*Exercise objective*
Repeat the data that follows, word for word, without the images.

*Data extract*
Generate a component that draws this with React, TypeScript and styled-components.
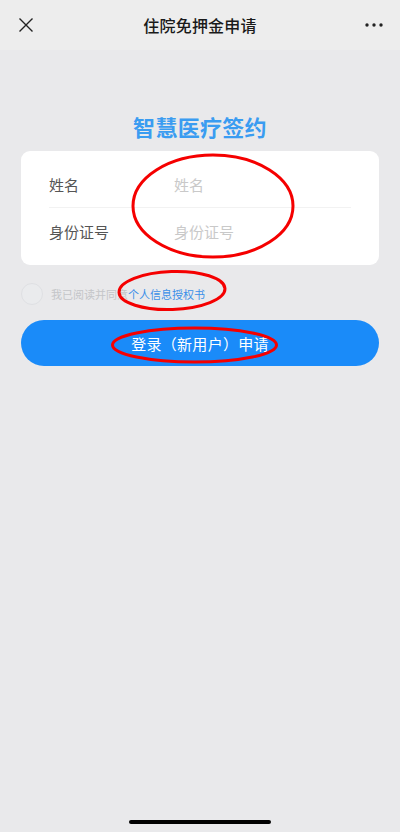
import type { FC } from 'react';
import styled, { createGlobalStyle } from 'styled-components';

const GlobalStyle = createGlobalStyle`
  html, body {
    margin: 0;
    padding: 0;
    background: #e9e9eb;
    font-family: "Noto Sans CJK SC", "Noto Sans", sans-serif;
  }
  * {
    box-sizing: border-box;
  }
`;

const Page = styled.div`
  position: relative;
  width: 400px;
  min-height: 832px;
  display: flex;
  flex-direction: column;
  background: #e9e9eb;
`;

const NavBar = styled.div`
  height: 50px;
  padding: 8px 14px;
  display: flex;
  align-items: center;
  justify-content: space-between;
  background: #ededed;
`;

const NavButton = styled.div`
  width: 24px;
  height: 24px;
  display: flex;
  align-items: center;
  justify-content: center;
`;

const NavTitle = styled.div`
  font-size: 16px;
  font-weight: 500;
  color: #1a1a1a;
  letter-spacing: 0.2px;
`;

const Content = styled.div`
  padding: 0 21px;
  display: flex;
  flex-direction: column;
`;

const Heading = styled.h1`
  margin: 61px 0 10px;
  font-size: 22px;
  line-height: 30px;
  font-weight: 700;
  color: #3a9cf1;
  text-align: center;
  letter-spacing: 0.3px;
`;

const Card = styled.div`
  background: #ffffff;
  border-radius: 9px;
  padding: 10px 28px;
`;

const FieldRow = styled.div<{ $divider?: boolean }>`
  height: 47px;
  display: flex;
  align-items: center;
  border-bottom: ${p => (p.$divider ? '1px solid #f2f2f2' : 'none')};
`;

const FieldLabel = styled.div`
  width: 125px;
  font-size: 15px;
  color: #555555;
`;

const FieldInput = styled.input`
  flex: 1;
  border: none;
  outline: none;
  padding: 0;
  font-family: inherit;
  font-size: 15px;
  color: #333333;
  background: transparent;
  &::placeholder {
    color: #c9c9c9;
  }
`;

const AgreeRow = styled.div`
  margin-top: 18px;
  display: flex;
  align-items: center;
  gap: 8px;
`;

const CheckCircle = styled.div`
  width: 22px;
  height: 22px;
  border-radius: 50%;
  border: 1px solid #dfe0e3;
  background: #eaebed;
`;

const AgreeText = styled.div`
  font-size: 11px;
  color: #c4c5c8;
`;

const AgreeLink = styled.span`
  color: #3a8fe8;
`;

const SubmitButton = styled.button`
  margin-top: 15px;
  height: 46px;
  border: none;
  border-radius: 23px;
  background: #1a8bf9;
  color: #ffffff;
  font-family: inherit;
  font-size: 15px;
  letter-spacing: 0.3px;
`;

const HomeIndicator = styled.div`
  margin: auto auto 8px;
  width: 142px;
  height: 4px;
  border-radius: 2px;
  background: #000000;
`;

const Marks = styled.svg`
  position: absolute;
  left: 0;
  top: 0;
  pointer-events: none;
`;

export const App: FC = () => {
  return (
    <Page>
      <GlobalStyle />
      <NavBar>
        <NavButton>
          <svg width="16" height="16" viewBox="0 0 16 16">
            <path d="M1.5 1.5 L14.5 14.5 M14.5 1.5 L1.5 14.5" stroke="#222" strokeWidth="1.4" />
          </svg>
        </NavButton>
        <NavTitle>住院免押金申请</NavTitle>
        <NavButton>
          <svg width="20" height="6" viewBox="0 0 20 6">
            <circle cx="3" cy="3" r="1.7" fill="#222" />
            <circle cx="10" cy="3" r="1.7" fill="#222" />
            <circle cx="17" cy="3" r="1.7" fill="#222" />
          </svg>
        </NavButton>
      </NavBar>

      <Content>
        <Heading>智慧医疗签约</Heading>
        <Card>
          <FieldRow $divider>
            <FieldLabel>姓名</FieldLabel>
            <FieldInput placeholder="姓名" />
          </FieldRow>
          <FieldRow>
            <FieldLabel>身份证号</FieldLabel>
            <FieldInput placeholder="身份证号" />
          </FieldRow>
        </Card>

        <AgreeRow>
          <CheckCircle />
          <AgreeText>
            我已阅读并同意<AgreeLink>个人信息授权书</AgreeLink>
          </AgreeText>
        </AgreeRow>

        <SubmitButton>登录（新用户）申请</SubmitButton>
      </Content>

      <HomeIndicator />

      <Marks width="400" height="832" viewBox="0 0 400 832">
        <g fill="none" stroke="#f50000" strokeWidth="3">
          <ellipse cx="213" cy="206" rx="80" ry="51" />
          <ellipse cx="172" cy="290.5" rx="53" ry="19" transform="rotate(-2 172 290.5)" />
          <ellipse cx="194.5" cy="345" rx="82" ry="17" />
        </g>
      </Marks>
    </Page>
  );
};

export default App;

*Expected answer*
Generate a component that draws this with React, TypeScript and styled-components.
import type { FC } from 'react';
import styled, { createGlobalStyle } from 'styled-components';

const GlobalStyle = createGlobalStyle`
  html, body {
    margin: 0;
    padding: 0;
    background: #e9e9eb;
    font-family: "Noto Sans CJK SC", "Noto Sans", sans-serif;
  }
  * {
    box-sizing: border-box;
  }
`;

const Page = styled.div`
  position: relative;
  width: 400px;
  min-height: 832px;
  display: flex;
  flex-direction: column;
  background: #e9e9eb;
`;

const NavBar = styled.div`
  height: 50px;
  padding: 8px 14px;
  display: flex;
  align-items: center;
  justify-content: space-between;
  background: #ededed;
`;

const NavButton = styled.div`
  width: 24px;
  height: 24px;
  display: flex;
  align-items: center;
  justify-content: center;
`;

const NavTitle = styled.div`
  font-size: 16px;
  font-weight: 500;
  color: #1a1a1a;
  letter-spacing: 0.2px;
`;

const Content = styled.div`
  padding: 0 21px;
  display: flex;
  flex-direction: column;
`;

const Heading = styled.h1`
  margin: 61px 0 10px;
  font-size: 22px;
  line-height: 30px;
  font-weight: 700;
  color: #3a9cf1;
  text-align: center;
  letter-spacing: 0.3px;
`;

const Card = styled.div`
  background: #ffffff;
  border-radius: 9px;
  padding: 10px 28px;
`;

const FieldRow = styled.div<{ $divider?: boolean }>`
  height: 47px;
  display: flex;
  align-items: center;
  border-bottom: ${p => (p.$divider ? '1px solid #f2f2f2' : 'none')};
`;

const FieldLabel = styled.div`
  width: 125px;
  font-size: 15px;
  color: #555555;
`;

const FieldInput = styled.input`
  flex: 1;
  border: none;
  outline: none;
  padding: 0;
  font-family: inherit;
  font-size: 15px;
  color: #333333;
  background: transparent;
  &::placeholder {
    color: #c9c9c9;
  }
`;

const AgreeRow = styled.div`
  margin-top: 18px;
  display: flex;
  align-items: center;
  gap: 8px;
`;

const CheckCircle = styled.div`
  width: 22px;
  height: 22px;
  border-radius: 50%;
  border: 1px solid #dfe0e3;
  background: #eaebed;
`;

const AgreeText = styled.div`
  font-size: 11px;
  color: #c4c5c8;
`;

const AgreeLink = styled.span`
  color: #3a8fe8;
`;

const SubmitButton = styled.button`
  margin-top: 15px;
  height: 46px;
  border: none;
  border-radius: 23px;
  background: #1a8bf9;
  color: #ffffff;
  font-family: inherit;
  font-size: 15px;
  letter-spacing: 0.3px;
`;

const HomeIndicator = styled.div`
  margin: auto auto 8px;
  width: 142px;
  height: 4px;
  border-radius: 2px;
  background: #000000;
`;

const Marks = styled.svg`
  position: absolute;
  left: 0;
  top: 0;
  pointer-events: none;
`;

export const App: FC = () => {
  return (
    <Page>
      <GlobalStyle />
      <NavBar>
        <NavButton>
          <svg width="16" height="16" viewBox="0 0 16 16">
            <path d="M1.5 1.5 L14.5 14.5 M14.5 1.5 L1.5 14.5" stroke="#222" strokeWidth="1.4" />
          </svg>
        </NavButton>
        <NavTitle>住院免押金申请</NavTitle>
        <NavButton>
          <svg width="20" height="6" viewBox="0 0 20 6">
            <circle cx="3" cy="3" r="1.7" fill="#222" />
            <circle cx="10" cy="3" r="1.7" fill="#222" />
            <circle cx="17" cy="3" r="1.7" fill="#222" />
          </svg>
        </NavButton>
      </NavBar>

      <Content>
        <Heading>智慧医疗签约</Heading>
        <Card>
          <FieldRow $divider>
            <FieldLabel>姓名</FieldLabel>
            <FieldInput placeholder="姓名" />
          </FieldRow>
          <FieldRow>
            <FieldLabel>身份证号</FieldLabel>
            <FieldInput placeholder="身份证号" />
          </FieldRow>
        </Card>

        <AgreeRow>
          <CheckCircle />
          <AgreeText>
            我已阅读并同意<AgreeLink>个人信息授权书</AgreeLink>
          </AgreeText>
        </AgreeRow>

        <SubmitButton>登录（新用户）申请</SubmitButton>
      </Content>

      <HomeIndicator />

      <Marks width="400" height="832" viewBox="0 0 400 832">
        <g fill="none" stroke="#f50000" strokeWidth="3">
          <ellipse cx="213" cy="206" rx="80" ry="51" />
          <ellipse cx="172" cy="290.5" rx="53" ry="19" transform="rotate(-2 172 290.5)" />
          <ellipse cx="194.5" cy="345" rx="82" ry="17" />
        </g>
      </Marks>
    </Page>
  );
};

export default App;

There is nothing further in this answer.